§ **Goal**: Provide an exact copy of the data, excluding the images.

* Begin *

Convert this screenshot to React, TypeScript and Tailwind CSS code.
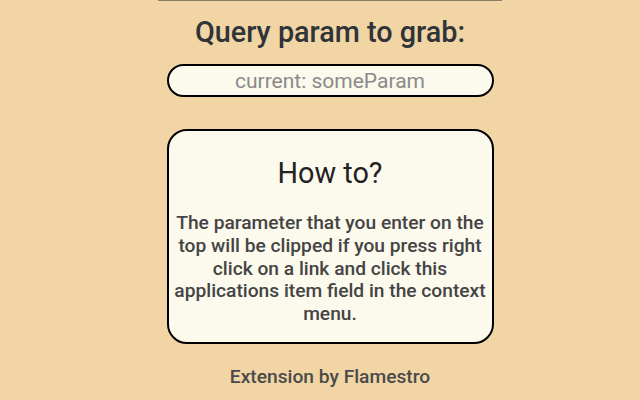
export default function App() {
  return (
    <div className="flex h-[400px] w-[640px] flex-col items-center bg-[#f2d5a5] pl-[20px] font-['Roboto',sans-serif] text-[#333]">
      <div className="h-px w-[344px] bg-[#8c7b66]" />
      <h1 className="mt-[14px] text-[28.8px] leading-[34px] font-medium text-[#2f3438]">Query param to grab:</h1>
      <input
        className="mt-[15px] h-[33px] w-[327px] rounded-full border-2 border-black bg-[#fcf9ed] text-center text-[21px] text-[#333] outline-none placeholder:text-[#8a8a8a]"
        placeholder="current: someParam"
      />
      <div className="mt-[32px] flex h-[215px] w-[327px] flex-col items-center rounded-[20px] border-2 border-black bg-[#fcf9ed] px-[4px]">
        <h2 className="mt-[25px] text-[28.8px] leading-[34px] text-[#222]">How to?</h2>
        <p className="mt-[22px] text-center text-[19.2px] leading-[22.8px] font-medium text-[#444]">
          The parameter that you enter on the top will be clipped if you press right click on a link and click this
          applications item field in the context menu.
        </p>
      </div>
      <p className="mt-[21px] text-[19.2px] leading-[23px] font-medium text-[#4a4a4a]">Extension by Flamestro</p>
    </div>
  );
}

* End *

§ **Exercise answer**:
Convert this screenshot to React, TypeScript and Tailwind CSS code.
export default function App() {
  return (
    <div className="flex h-[400px] w-[640px] flex-col items-center bg-[#f2d5a5] pl-[20px] font-['Roboto',sans-serif] text-[#333]">
      <div className="h-px w-[344px] bg-[#8c7b66]" />
      <h1 className="mt-[14px] text-[28.8px] leading-[34px] font-medium text-[#2f3438]">Query param to grab:</h1>
      <input
        className="mt-[15px] h-[33px] w-[327px] rounded-full border-2 border-black bg-[#fcf9ed] text-center text-[21px] text-[#333] outline-none placeholder:text-[#8a8a8a]"
        placeholder="current: someParam"
      />
      <div className="mt-[32px] flex h-[215px] w-[327px] flex-col items-center rounded-[20px] border-2 border-black bg-[#fcf9ed] px-[4px]">
        <h2 className="mt-[25px] text-[28.8px] leading-[34px] text-[#222]">How to?</h2>
        <p className="mt-[22px] text-center text-[19.2px] leading-[22.8px] font-medium text-[#444]">
          The parameter that you enter on the top will be clipped if you press right click on a link and click this
          applications item field in the context menu.
        </p>
      </div>
      <p className="mt-[21px] text-[19.2px] leading-[23px] font-medium text-[#4a4a4a]">Extension by Flamestro</p>
    </div>
  );
}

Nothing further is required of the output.